Alcuni, oltre alle stampe proponevano proiezioni, libri, gadget, omaggi o semplicemente la loro persona più o meno evidente a dimostrazione di come tanto siamo diversi gli uni dagli altri, e di come utilizziamo il "noi stessi" in ogni cosa che facciamo e nell'attenzione che mettiamo a questa.
E' affascinante "immaginare" le personalità dei fotografi guardandoli attraverso le loro foto e il valore che viene loro attribuito attraverso la presentazione.
E' stato un piacere vedere tutta questa originalità e questo coraggio nell'esporre sé stessi attraverso il proprio lavoro o la propria passione.
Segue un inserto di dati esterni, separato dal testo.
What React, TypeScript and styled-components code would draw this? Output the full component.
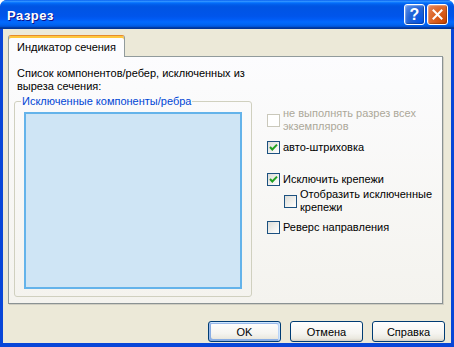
import React from 'react';
import styled, { createGlobalStyle } from 'styled-components';

const Global = createGlobalStyle`
  html, body { margin: 0; padding: 0; background: #ffffff; }
  body { font-family: "Liberation Sans", Arial, sans-serif; font-size: 11px; color: #000; }
`;

const Window = styled.div`
  width: 454px;
  height: 347px;
  box-sizing: border-box;
  display: flex;
  flex-direction: column;
  background: #0846D8;
  border-radius: 7px 7px 0 0;
  overflow: hidden;
`;

const TitleBar = styled.div`
  height: 29px;
  flex: none;
  display: flex;
  align-items: center;
  padding: 0 6px 0 7px;
  gap: 2px;
  background: linear-gradient(180deg, #0058ee 0%, #3593ff 4%, #288eff 6%, #127dff 8%, #036ffc 10%, #0262ee 14%, #0057e5 20%, #0054e3 24%, #0055eb 56%, #005bf5 66%, #026afe 76%, #0062ef 86%, #0052d6 92%, #0040ab 94%, #003092 100%);
`;

const Title = styled.div`
  flex: 1;
  color: #fff;
  font: bold 13px "Liberation Sans", Arial, sans-serif;
  letter-spacing: 0.5px;
  text-shadow: 1px 1px #0f1089;
  margin-top: 1px;
`;

const CaptionButton = styled.div<{ $kind: 'help' | 'close' }>`
  width: 21px;
  height: 21px;
  box-sizing: border-box;
  border: 1px solid #fff;
  border-radius: 3px;
  display: flex;
  align-items: center;
  justify-content: center;
  color: #fff;
  font: bold 16px "Liberation Sans", Arial, sans-serif;
  background: ${p =>
    p.$kind === 'close'
      ? 'radial-gradient(circle at 90% 90%, #cc4600 0%, #dc6527 55%, #e8885f 100%)'
      : 'radial-gradient(circle at 90% 90%, #0054e9 0%, #2263d5 55%, #6696eb 100%)'};
  box-shadow: inset -1px -1px 1px rgba(0, 0, 0, 0.25), inset 1px 1px 1px rgba(255, 255, 255, 0.3);
`;

const Client = styled.div`
  flex: 1;
  margin: 0 3px 4px 3px;
  background: #ece9d8;
  padding: 6px 8px 0 5px;
  display: flex;
  flex-direction: column;
`;

const TabStrip = styled.div`
  display: flex;
  height: 21px;
  position: relative;
  z-index: 1;
`;

const Tab = styled.div<{ $active?: boolean }>`
  height: 22px;
  box-sizing: border-box;
  padding: 5px 8px 0 8px;
  border: 1px solid #919b9c;
  border-bottom: none;
  border-top: 1px solid #e68b2c;
  border-radius: 3px 3px 0 0;
  background: ${p => (p.$active ? '#fcfcfe' : '#f4f3ee')};
  box-shadow: inset 0 2px #ffc73c;
  line-height: 13px;
  white-space: nowrap;
`;

const Pane = styled.div`
  height: 248px;
  box-sizing: border-box;
  border: 1px solid #919b9c;
  border-right-color: #8a9293;
  border-bottom-color: #8a9293;
  background: linear-gradient(180deg, #fcfcfe 0%, #f4f3ee 100%);
  box-shadow: 1px 1px 0 #d0cec2;
  display: grid;
  grid-template-columns: 238px 1fr;
  column-gap: 15px;
  padding: 10px 0 0 5px;
`;

const LeftColumn = styled.div`
  display: flex;
  flex-direction: column;
`;

const Description = styled.div`
  margin: 0 0 2px 3px;
  line-height: 13px;
`;

const GroupBox = styled.fieldset`
  margin: 0;
  padding: 0 9px 7px 9px;
  border: 1px solid #d0d0bf;
  border-radius: 3px;
  min-width: 0;
`;

const Legend = styled.legend`
  color: #0046d5;
  padding: 0 1px;
  margin-left: -3px;
  line-height: 13px;
`;

const ListBox = styled.div`
  margin-top: 4px;
  height: 177px;
  box-sizing: border-box;
  border: 2px solid #64b3ea;
  background: #cfe5f5;
`;

const RightColumn = styled.div`
  display: flex;
  flex-direction: column;
  padding-top: 40px;
`;

const CheckRow = styled.div<{ $top: number; $indent?: number; $disabled?: boolean }>`
  display: flex;
  align-items: center;
  gap: 3px;
  margin-top: ${p => p.$top}px;
  margin-left: ${p => p.$indent ?? 0}px;
  color: ${p => (p.$disabled ? '#aca899' : '#000')};
`;

const Box = styled.div<{ $disabled?: boolean }>`
  width: 13px;
  height: 13px;
  flex: none;
  box-sizing: border-box;
  border: 1px solid ${p => (p.$disabled ? '#cac8bb' : '#1c5180')};
  background: ${p => (p.$disabled ? '#ffffff' : 'linear-gradient(135deg, #dcdcd7 0%, #f2f2ef 60%, #ffffff 100%)')};
  display: flex;
  align-items: center;
  justify-content: center;
`;

const Label = styled.div`
  line-height: 13px;
  font-weight: normal;
`;

const ButtonRow = styled.div`
  display: flex;
  justify-content: flex-end;
  gap: 9px;
  margin: 17px -2px 0 0;
`;

const Button = styled.button<{ $default?: boolean }>`
  width: 73px;
  height: 21px;
  box-sizing: border-box;
  border: 1px solid #003c74;
  border-radius: 3px;
  padding: 0;
  font-family: "Liberation Sans", Arial, sans-serif;
  font-size: 11px;
  font-weight: normal;
  color: #000;
  background: linear-gradient(180deg, #ffffff 0%, #f5f4f0 60%, #ebe9e0 86%, #d6d0c5 100%);
  box-shadow: ${p =>
    p.$default
      ? 'inset -1px 1px #cee7ff, inset 1px 2px #98b8ea, inset -2px 2px #bcd4f6, inset 1px -1px #89ade4, inset 2px -2px #89ade4'
      : 'none'};
`;

const Check = () => (
  <svg width="9" height="9" viewBox="0 0 9 9">
    <path d="M1 4 L3.3 6.5 L8 1.6" fill="none" stroke="#21a121" strokeWidth="2" />
  </svg>
);

const CheckBox = ({ checked, disabled }: { checked?: boolean; disabled?: boolean }) => (
  <Box $disabled={disabled}>{checked && <Check />}</Box>
);

const CloseGlyph = () => (
  <svg width="11" height="11" viewBox="0 0 11 11">
    <path d="M1.5 1.5 L9.5 9.5 M9.5 1.5 L1.5 9.5" stroke="#fff" strokeWidth="2" strokeLinecap="square" />
  </svg>
);

export default function App() {
  return (
    <>
      <Global />
      <Window>
        <TitleBar>
          <Title>Разрез</Title>
          <CaptionButton $kind="help">?</CaptionButton>
          <CaptionButton $kind="close">
            <CloseGlyph />
          </CaptionButton>
        </TitleBar>
        <Client>
          <TabStrip>
            <Tab $active>Индикатор сечения</Tab>
          </TabStrip>
          <Pane>
            <LeftColumn>
              <Description>
                Список компонентов/ребер, исключенных из
                <br />
                выреза сечения:
              </Description>
              <GroupBox>
                <Legend>Исключенные компоненты/ребра</Legend>
                <ListBox />
              </GroupBox>
            </LeftColumn>
            <RightColumn>
              <CheckRow $top={0} $disabled>
                <CheckBox disabled />
                <Label>
                  не выполнять разрез всех
                  <br />
                  экземпляров
                </Label>
              </CheckRow>
              <CheckRow $top={8}>
                <CheckBox checked />
                <Label>авто-штриховка</Label>
              </CheckRow>
              <CheckRow $top={19}>
                <CheckBox checked />
                <Label>Исключить крепежи</Label>
              </CheckRow>
              <CheckRow $top={2} $indent={17}>
                <CheckBox />
                <Label>
                  Отобразить исключенные
                  <br />
                  крепежи
                </Label>
              </CheckRow>
              <CheckRow $top={7}>
                <CheckBox />
                <Label>Реверс направления</Label>
              </CheckRow>
            </RightColumn>
          </Pane>
          <ButtonRow>
            <Button $default>OK</Button>
            <Button>Отмена</Button>
            <Button>Справка</Button>
          </ButtonRow>
        </Client>
      </Window>
    </>
  );
}
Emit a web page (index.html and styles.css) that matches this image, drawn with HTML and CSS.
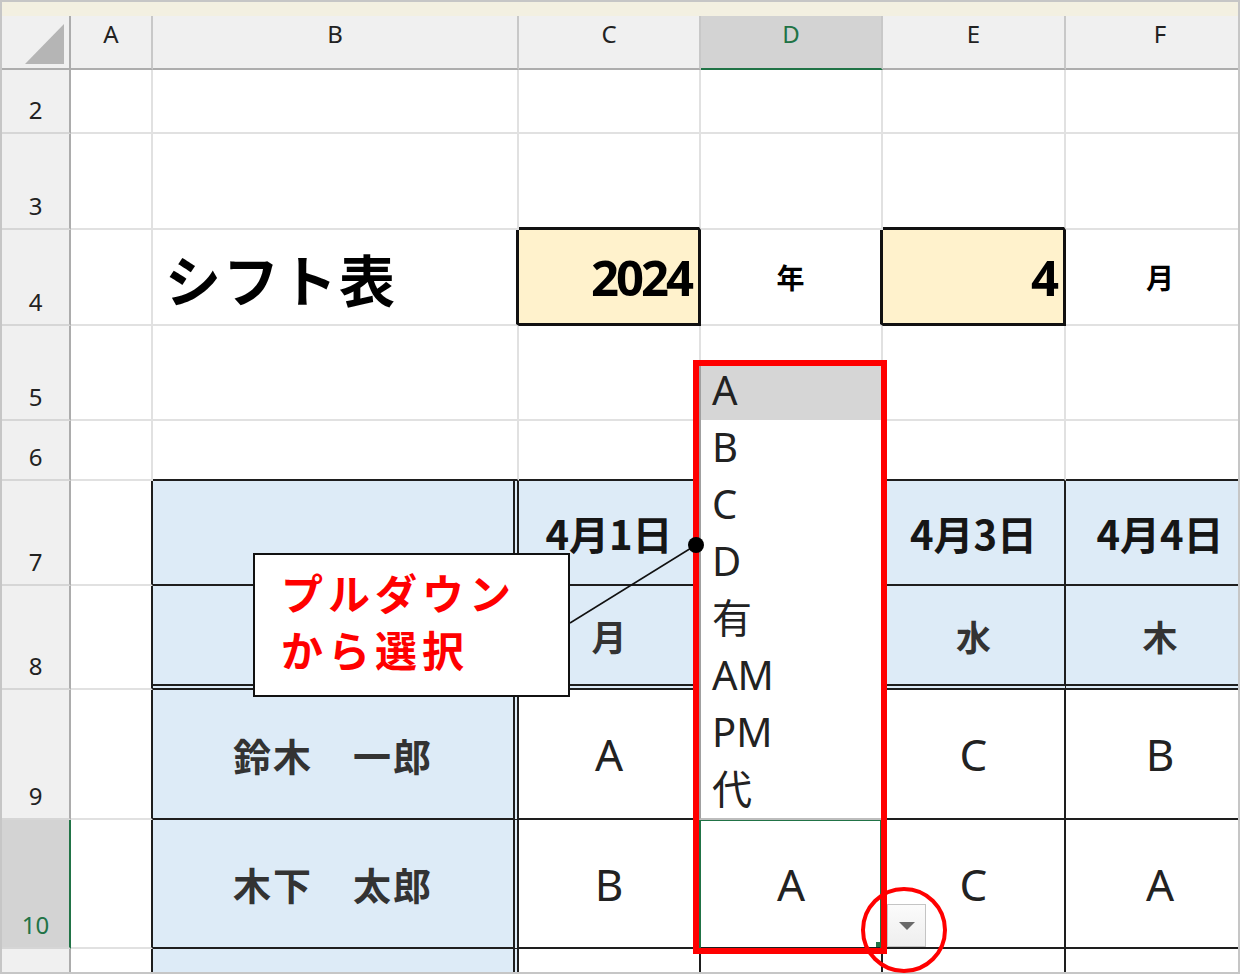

L'invito, che faccio a me stesso e ai causali lettori che parteciperanno a questa semplice riflessione è quello di voler mettersi in gioco, anche se talvolta ci può sembrare non ne valga la pena, perché ogni persona è ricca di originalità e indipendentemente dalle competenze e dalla bravura, se si mette in discussione ha qualcosa da offrire agli altri.
Mettersi in discussione vuol dire non aver paura di mostrare, ma nemmeno voler mostrare tutto, perché mettersi in discussione con gli altri, così nelle parole come nelle fotografie, vuol dire "estrarre" il meglio di noi stessi, e ovviamente il "meglio" delle nostre immagini.
Il coraggio di osare, porta con sé il genio, la forza e la fantasia(cit): quindi coraggio!
La nostra grande sorpresa ... siamo "sempre" noi stessi!
P.S.:
Una cosa ancora mi sento di dire, una piccola considerazione fuori dal coro, e sicuramente solo una opinione personale da appassionato qual sono.
Gli stand più appariscenti, più evidenti, sicuramente anche i più belli ad un giudizio immediato e quindi spesso i più frequentati, evidenziavano il grande studio e la grande cura nella loro preparazione: una evidente strategia di marketing ben pensata e ben eseguita.
Li ho apprezzati tantissimo, bei lavori, belle esposizioni; una gioia per gli occhi e per il cervello: ma il cuore, è sempre stato colpito più dagli altri, più semplici, più umani, più vivi, più autentici; dove forse la "professionalità" era meno evidente, ma la "passione" molto di più!